2022.08.23 17:00
シリーズ・「宗教」を読み解く 230
キリスト教と日本⑨
ヴァリニャーノの第三次日本巡察
ナビゲーター:石丸 志信
ヴァリニャーノの第三次日本巡察は、1598年8月から1603年1月までの4年半。彼が日本を離れた6年間に状況は大きく変化していた。
豊臣秀吉はフィリピンに入貢(外国人が朝廷に貢ぎ物を持ってくること)を促す使者を派遣した。その返答にフィリピン総督使節として来日したフランシスコ会宣教師ペトロ・バプチスタ一行は、秀吉から京都滞在の許可を得て、都での布教活動を開始した。
ザビエル以来、日本の布教活動はポルトガルの支援を受けたイエズス会が独占していた。
伴天連(バテレン)追放令が出されてからは、彼らは表立った布教活動を自重していた。そこにスペインの支援を受けたフランシスコ会が来日。活発な布教活動に危惧したイエズス会は自重を促したが聞き入れられなかった。それが両修道会の対立の種となった。
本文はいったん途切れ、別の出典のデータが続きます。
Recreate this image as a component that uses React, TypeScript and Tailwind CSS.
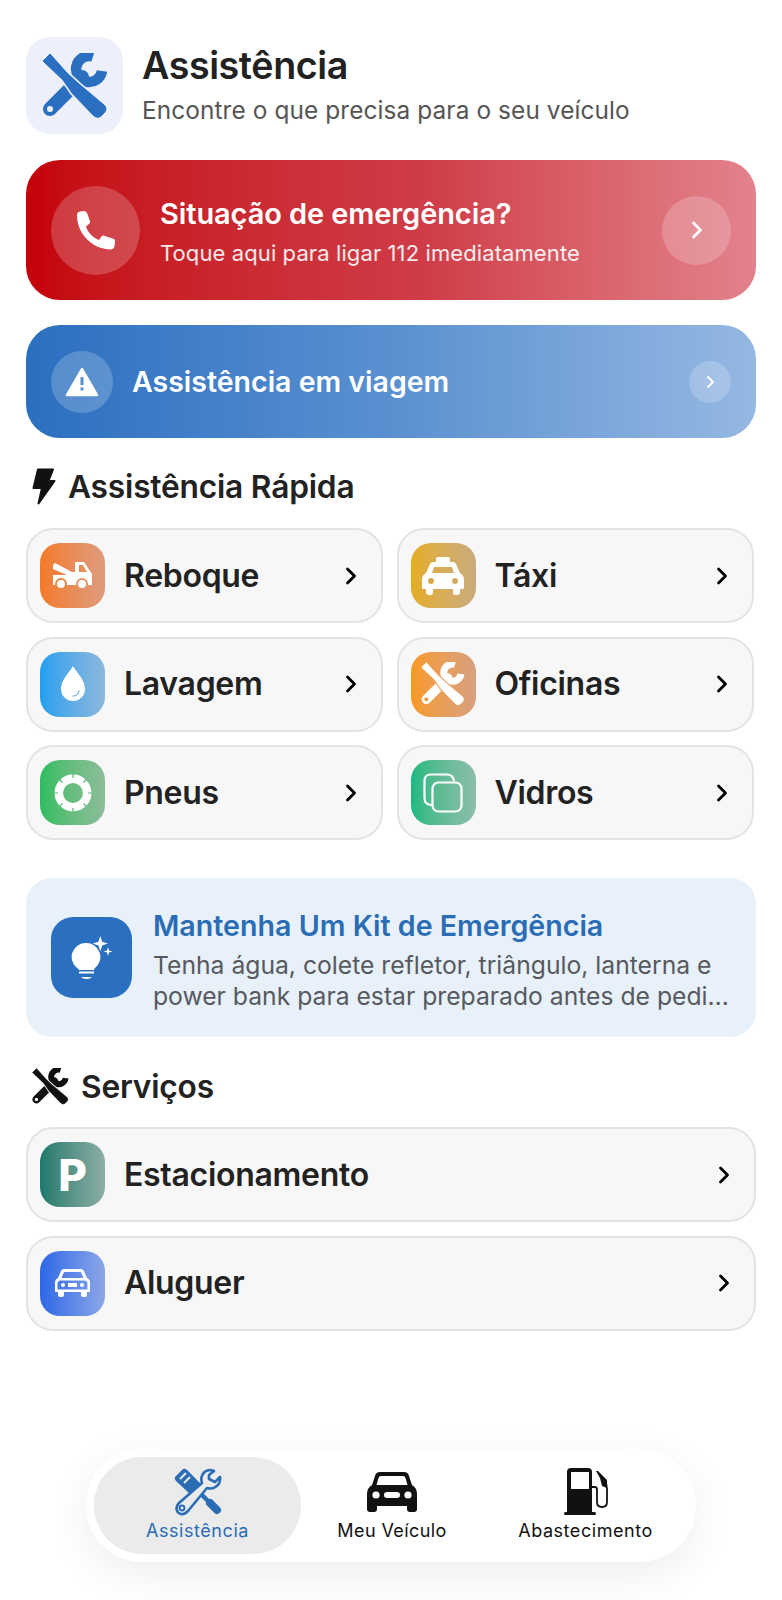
import type { ReactNode } from "react";

const font = { fontFamily: "Inter, 'Noto Sans', sans-serif" };

function Chevron({ className = "text-black" }: { className?: string }) {
  return (
    <svg width="12" height="18" viewBox="0 0 12 18" fill="none" className={className}>
      <path d="M2.5 2 L9.5 9 L2.5 16" stroke="currentColor" strokeWidth="2.8" strokeLinecap="round" strokeLinejoin="round" />
    </svg>
  );
}

const driverPath = "M1 8 L8 1 L25 20 L37 31 L62 52 Q66 56 62 60 L59 63 Q55 66 51 62 L30 40 L21 27 Z";

// filled crossed wrench + screwdriver, used in header, Oficinas and Serviços
function ToolsIcon({ size, id, className }: { size: number; id: string; className?: string }) {
  return (
    <svg width={size} height={size} viewBox="0 0 66 66" fill="none" className={className}>
      <mask id={id} maskUnits="userSpaceOnUse" x="0" y="0" width="66" height="66">
        <rect width="66" height="66" fill="white" />
        <path d={driverPath} fill="black" stroke="black" strokeWidth="4" />
        <circle cx="8" cy="56" r="3" fill="black" />
      </mask>
      <g mask={`url(#${id})`} stroke="currentColor">
        <path d="M8 56 L40 24" strokeWidth="14" strokeLinecap="round" />
        <path d="M51 3.6 A 13 13 0 1 0 60 18" strokeWidth="10.5" />
      </g>
      <path d={driverPath} fill="currentColor" stroke="currentColor" strokeWidth="1" strokeLinejoin="round" />
    </svg>
  );
}

function ToolsOutline() {
  return (
    <svg width="48" height="48" viewBox="0 0 48 48" fill="none" className="text-[#2a6db5]">
      <path d="M1 9 L9 1 Q11 0 13 2 L27 16 L17 27 L2 13 Q0 11 1 9Z" fill="currentColor" />
      <path d="M21 20 L42 41" stroke="currentColor" strokeWidth="4.5" />
      <path d="M36 35 L43 42" stroke="currentColor" strokeWidth="8" strokeLinecap="round" />
      <path d="M6 11 L12 5 M10 15 L16 9" stroke="#ebebeb" strokeWidth="2" />
      <path
        d="M35 2 C29 3 26 9 28 15 L5 35 C1 39 2 45 7 46 C10 47 12 45 14 43 L33 20 C40 22 47 17 46 9 L41 14 L35 11 L35 7 L40 3 Q38 2 35 2Z"
        fill="#ebebeb"
        stroke="currentColor"
        strokeWidth="2.6"
        strokeLinejoin="round"
      />
      <circle cx="8" cy="40" r="2.4" stroke="currentColor" strokeWidth="2" />
    </svg>
  );
}

function PhoneIcon() {
  return (
    <svg width="40" height="40" viewBox="0 0 40 40" fill="white">
      <path d="M1 5 Q1 2 4 1.5 L8 1 Q10 1 11 3 L14 11 Q14.5 13 13 14 L10 16.5 C11.5 22 17 28 23 30 L25.5 26.5 Q27 25 29 26 L38 29 Q39.5 30 39 32 L38.5 36 Q38 39 35 39.5 C15 39 1 23 1 5Z" />
    </svg>
  );
}

function Tile({ gradient, children }: { gradient: string; children: ReactNode }) {
  return (
    <div className={`flex h-[65px] w-[65px] shrink-0 items-center justify-center rounded-[20px] bg-gradient-to-r ${gradient}`}>
      {children}
    </div>
  );
}

function Row({ label, gradient, icon }: { label: string; gradient: string; icon: ReactNode }) {
  return (
    <div className="flex h-[95px] items-center rounded-[27px] border-2 border-[#e3e3e3] bg-[#f7f7f7] pl-[12px] pr-[24px]">
      <Tile gradient={gradient}>{icon}</Tile>
      <span className="ml-[19px] flex-1 text-[32px] font-semibold tracking-[-0.3px] text-[#222]">{label}</span>
      <Chevron />
    </div>
  );
}

function SectionTitle({ icon, children }: { icon: ReactNode; children: ReactNode }) {
  return (
    <div className="flex h-[40px] items-center pl-[6px]">
      {icon}
      <h2 className="mt-[2px] text-[31.7px] font-semibold tracking-[-0.2px] text-[#222]">{children}</h2>
    </div>
  );
}

export default function App() {
  return (
    <div style={font} className="flex min-h-[1600px] w-[782px] flex-col bg-white px-[26px] pt-[37px]">
      <header className="flex items-center">
        <div className="flex h-[97px] w-[97px] items-center justify-center rounded-[24px] bg-[#edf0fb]">
          <ToolsIcon size={66} id="h" className="text-[#2a6fc0]" />
        </div>
        <div className="ml-[19px]">
          <h1 className="text-[37.6px] font-semibold leading-[44px] tracking-[-0.4px] text-[#222]">Assistência</h1>
          <p className="mt-[5px] text-[24.4px] leading-[34px] tracking-[0.1px] text-[#555]">Encontre o que precisa para o seu veículo</p>
        </div>
      </header>

      <div className="mt-[26px] flex h-[140px] items-center rounded-[34px] bg-gradient-to-r from-[#c40008] via-[#cf3c48] via-55% to-[#e2828d] pl-[25px] pr-[25px]">
        <div className="flex h-[89px] w-[89px] items-center justify-center rounded-full bg-white/20">
          <PhoneIcon />
        </div>
        <div className="ml-[20px] flex-1 pt-[4px] text-white">
          <div className="text-[29px] font-semibold leading-[36px] tracking-[-0.1px]">Situação de emergência?</div>
          <div className="mt-[6px] text-[22px] leading-[30px] tracking-[0.1px] text-white/90">Toque aqui para ligar 112 imediatamente</div>
        </div>
        <div className="flex h-[69px] w-[69px] items-center justify-center rounded-full bg-white/20">
          <Chevron className="text-white" />
        </div>
      </div>

      <div className="mt-[25px] flex h-[113px] items-center rounded-[34px] bg-gradient-to-r from-[#2a6fc0] via-[#5a90d0] via-50% to-[#95b8e2] pl-[25px] pr-[25px]">
        <div className="flex h-[62px] w-[62px] items-center justify-center rounded-full bg-white/20">
          <svg width="34" height="30" viewBox="0 0 34 30">
            <path d="M17 2 L32 28 H2 Z" fill="white" stroke="white" strokeWidth="2.5" strokeLinejoin="round" />
            <rect x="15.5" y="10" width="3" height="8" fill="#5a8fcf" />
            <rect x="15.5" y="20.5" width="3" height="3" fill="#5a8fcf" />
          </svg>
        </div>
        <div className="ml-[19px] flex-1 pt-[2px] text-[28.5px] font-semibold text-white">Assistência em viagem</div>
        <div className="flex h-[42px] w-[42px] items-center justify-center rounded-full bg-white/20">
          <svg width="9" height="14" viewBox="0 0 9 14" fill="none">
            <path d="M2 2 L7 7 L2 12" stroke="white" strokeWidth="2" strokeLinecap="round" strokeLinejoin="round" />
          </svg>
        </div>
      </div>

      <div className="mt-[28px]">
        <SectionTitle
          icon={
            <svg width="24" height="37" viewBox="0 0 24 37" className="mr-[12px]">
              <path d="M6 1.5 H21 L16.5 13 H22.5 L6.5 35.5 L10 20 H1.5 Z" fill="#111" stroke="#111" strokeWidth="2" strokeLinejoin="round" />
            </svg>
          }
        >
          Assistência Rápida
        </SectionTitle>
      </div>

      <div className="mt-[22px] grid grid-cols-[357px_357px] gap-[13.5px]">
        <Row
          label="Reboque"
          gradient="from-[#f47a25] to-[#dd9b7b]"
          icon={
            <svg width="40" height="28" viewBox="0 0 40 28" fill="white">
              <path d="M0 3 L2 1 L19 10 L22 10 V1 Q22 0 23 0 H31 L39 12 V23 H0 V13 H14 L0 7Z" />
              <path d="M26 3 H30 L34 10 H26Z" fill="#e88f5c" />
              <circle cx="8" cy="22" r="6" fill="#ea8540" />
              <circle cx="8" cy="22" r="4" />
              <circle cx="29" cy="22" r="6" fill="#e4936a" />
              <circle cx="29" cy="22" r="4" />
            </svg>
          }
        />
        <Row
          label="Táxi"
          gradient="from-[#e5ad1b] to-[#c9ab7c]"
          icon={
            <svg width="42" height="38" viewBox="0 0 42 38" fill="white">
              <path
                fillRule="evenodd"
                d="M14 2 Q14 0 16 0 H26 Q28 0 28 2 V5 H31 Q33 5 34 7 L38 16 Q42 18 42 23 V31 Q42 32 41 32 H38 V35 Q38 38 35 38 H33 Q31 38 31 35 V32 H11 V35 Q11 38 9 38 H7 Q4 38 4 35 V32 H1 Q0 32 0 31 V23 Q0 18 4 16 L8 7 Q9 5 11 5 H14Z M12 10 L10 16 H32 L30 10Z"
              />
              <circle cx="9" cy="24" r="3" fill="#d8ab4a" />
              <circle cx="33" cy="24" r="3" fill="#d0ab66" />
            </svg>
          }
        />
        <Row
          label="Lavagem"
          gradient="from-[#1c9fef] to-[#8ab8db]"
          icon={
            <svg width="26" height="36" viewBox="0 0 26 36" fill="white">
              <path d="M13 0 C17 7 25 14 25 23 A12 12 0 0 1 1 23 C1 14 9 7 13 0Z" />
              <path d="M13 30 Q18 30 19 25" stroke="#6aaee0" strokeWidth="1.2" fill="none" strokeLinecap="round" />
            </svg>
          }
        />
        <Row
          label="Oficinas"
          gradient="from-[#f89a1d] to-[#d7a07e]"
          icon={<ToolsIcon size={44} id="o" className="text-white" />}
        />
        <Row
          label="Pneus"
          gradient="from-[#2bbd60] to-[#8dbc9b]"
          icon={
            <svg width="38" height="38" viewBox="0 0 38 38" fill="none">
              <circle cx="19" cy="19" r="14.2" stroke="white" strokeWidth="8.5" />
              <g stroke="#55b67a" strokeWidth="1.2">
                <path d="M19 0 V4 M19 34 V38 M0 19 H4 M34 19 H38 M5.5 5.5 L8.5 8.5 M29.5 29.5 L32.5 32.5 M32.5 5.5 L29.5 8.5 M8.5 29.5 L5.5 32.5" />
              </g>
            </svg>
          }
        />
        <Row
          label="Vidros"
          gradient="from-[#16b981] to-[#8cbdab]"
          icon={
            <svg width="40" height="40" viewBox="0 0 40 40" fill="none" stroke="white" strokeWidth="2.2">
              <path d="M9 32 Q1.5 32 1.5 25 V8 Q1.5 1.5 8 1.5 H24 Q30 1.5 31 8" />
              <rect x="9.5" y="9.5" width="29" height="29" rx="6" />
            </svg>
          }
        />
      </div>

      <div className="mt-[38px] flex h-[159px] items-center rounded-[26px] bg-[#e8f0fa] pl-[25px] pr-[25px]">
        <div className="flex h-[81px] w-[81px] shrink-0 items-center justify-center rounded-[22px] bg-[#2a6fc0]">
          <svg width="44" height="44" viewBox="0 0 44 44" fill="white">
            <path d="M16 7 A14 14 0 0 1 25 32 Q24 33 24 34 H9 Q9 33 7 32 A14 14 0 0 1 16 7Z" />
            <path d="M9 36.5 H24" stroke="white" strokeWidth="2" />
            <path d="M11 41 H22 Q20 43 16.5 43 Q13 43 11 41Z" />
            <path d="M34 0 L36 6 L42 8 L36 10 L34 16 L32 10 L26 8 L32 6Z" transform="translate(-2 0) scale(0.95)" />
            <path d="M38 11 L39 14.5 L42.5 15.5 L39 16.5 L38 20 L37 16.5 L33.5 15.5 L37 14.5Z" />
          </svg>
        </div>
        <div className="ml-[21px] min-w-0 flex-1 pt-[4px]">
          <div className="text-[28.6px] font-semibold leading-[36px] text-[#2a6db5]">Mantenha Um Kit de Emergência</div>
          <p className="mt-[6px] line-clamp-2 text-[24.7px] leading-[31px] text-[#565a60]">
            Tenha água, colete refletor, triângulo, lanterna e power bank para estar preparado antes de pedir ajuda na estrada
          </p>
        </div>
      </div>

      <div className="mt-[29px]">
        <SectionTitle icon={<ToolsIcon size={37} id="s" className="mr-[12px] text-[#111]" />}>Serviços</SectionTitle>
      </div>

      <div className="mt-[21px] flex flex-col gap-[13.5px]">
        <Row
          label="Estacionamento"
          gradient="from-[#1a7a6c] to-[#8caea7]"
          icon={<span className="text-[44px] font-extrabold leading-none text-white">P</span>}
        />
        <Row
          label="Aluguer"
          gradient="from-[#2d66e6] to-[#8ca6e6]"
          icon={
            <svg width="35" height="28" viewBox="0 0 35 28" fill="white">
              <path
                fillRule="evenodd"
                d="M9 0 H26 Q28 0 29 2 L32 9 Q35 10 35 14 V22 Q35 23 34 23 H32 V26 Q32 28 30 28 H28 Q26 28 26 26 V23 H9 V26 Q9 28 7 28 H5 Q3 28 3 26 V23 H1 Q0 23 0 22 V14 Q0 10 3 9 L6 2 Q7 0 9 0Z M10 3 Q9 3 8.5 4 L6.5 9 H28.5 L26.5 4 Q26 3 25 3Z M5 11.5 Q2.5 12 2.5 15 V20.5 H32.5 V15 Q32.5 12 30 11.5Z"
              />
              <circle cx="8" cy="16" r="2" />
              <circle cx="27" cy="16" r="2" />
              <path d="M13 14 H22 V18 H13Z" />
            </svg>
          }
        />
      </div>

      <nav className="mx-auto mb-[38px] mt-auto flex h-[113px] w-[610px] items-center rounded-[56px] bg-white px-[8px] shadow-[0_12px_44px_rgba(0,0,0,0.07)]">
        <div className="flex h-[97px] w-[207px] flex-col items-center justify-center rounded-[48px] bg-[#ebebeb]">
          <ToolsOutline />
          <span className="mt-[3px] text-[18px] leading-[24px] tracking-[0.55px] text-[#2a6db5]">Assistência</span>
        </div>
        <div className="flex w-[182px] flex-col items-center">
          <svg width="50" height="40" viewBox="0 0 50 40" fill="#111" className="my-[4px]">
            <path
              fillRule="evenodd"
              d="M13 0 H37 Q41 0 42 4 L45 13 Q50 16 50 22 V37 Q50 40 47 40 H43 Q40 40 40 37 V34 H10 V37 Q10 40 7 40 H3 Q0 40 0 37 V22 Q0 16 5 13 L8 4 Q9 0 13 0Z M14 4 Q12 4 11.5 6 L9.5 13 H40.5 L38.5 6 Q38 4 36 4Z"
            />
            <circle cx="9" cy="23" r="3.6" fill="white" />
            <circle cx="41" cy="23" r="3.6" fill="white" />
            <rect x="17" y="20" width="16" height="6" rx="3" fill="white" />
          </svg>
          <span className="mt-[3px] text-[18px] leading-[24px] tracking-[0.4px] text-[#111]">Meu Veículo</span>
        </div>
        <div className="flex w-[205px] flex-col items-center">
          <svg width="44" height="48" viewBox="0 0 44 48" fill="none">
            <path d="M3 4 Q3 0 7 0 H24 Q28 0 28 4 V44 H3Z M7 4 V21 H25 V4Z" fill="#111" fillRule="evenodd" />
            <rect x="0" y="44" width="32" height="3" rx="1.5" fill="#111" />
            <path d="M28 19 H31 Q33 19 33 22 V34 Q33 39 38 39 Q43 39 43 34 V21 L42 14" stroke="#111" strokeWidth="1.8" strokeLinecap="round" />
            <path d="M32 3 L34 3 L43 12 L43 20 L38 18 L36 10Z" fill="#111" />
          </svg>
          <span className="mt-[3px] text-[18px] leading-[24px] tracking-[0.55px] text-[#111]">Abastecimento</span>
        </div>
      </nav>
    </div>
  );
}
1596年に起こった「サン=フェリペ号事件」をきっかけに翌年2月5日、日本26聖人殉教が起こった。
京都で布教活動をしたフランシスコ会宣教師らを中心に26人が長崎で架刑に処せられたのである。その命を下した秀吉も翌年亡くなった。
ヴァリニャーノは、日本が関ケ原の戦いを経て徳川幕府が開かれていくまで、日本における宣教指針を見直し、今後の状況に備えた。
活版印刷機を用いて「キリシタン版」を多く出版したのもこの時期だった。
日本人聖職者の養成にも一層の力を入れた。そして、1601年9月22日、初めて二人の日本人司祭が誕生した。
その一人が平戸出身でかつてザビエルを歓待した木村家の孫、セバスチャン木村である。
この後の10年間、キリシタンの教勢は確かに伸びている。
1603年、ヴァリニャーノは徳川家康が征夷大将軍に任命される直前に日本に別れを告げ、マカオに移って3年後に天に召された。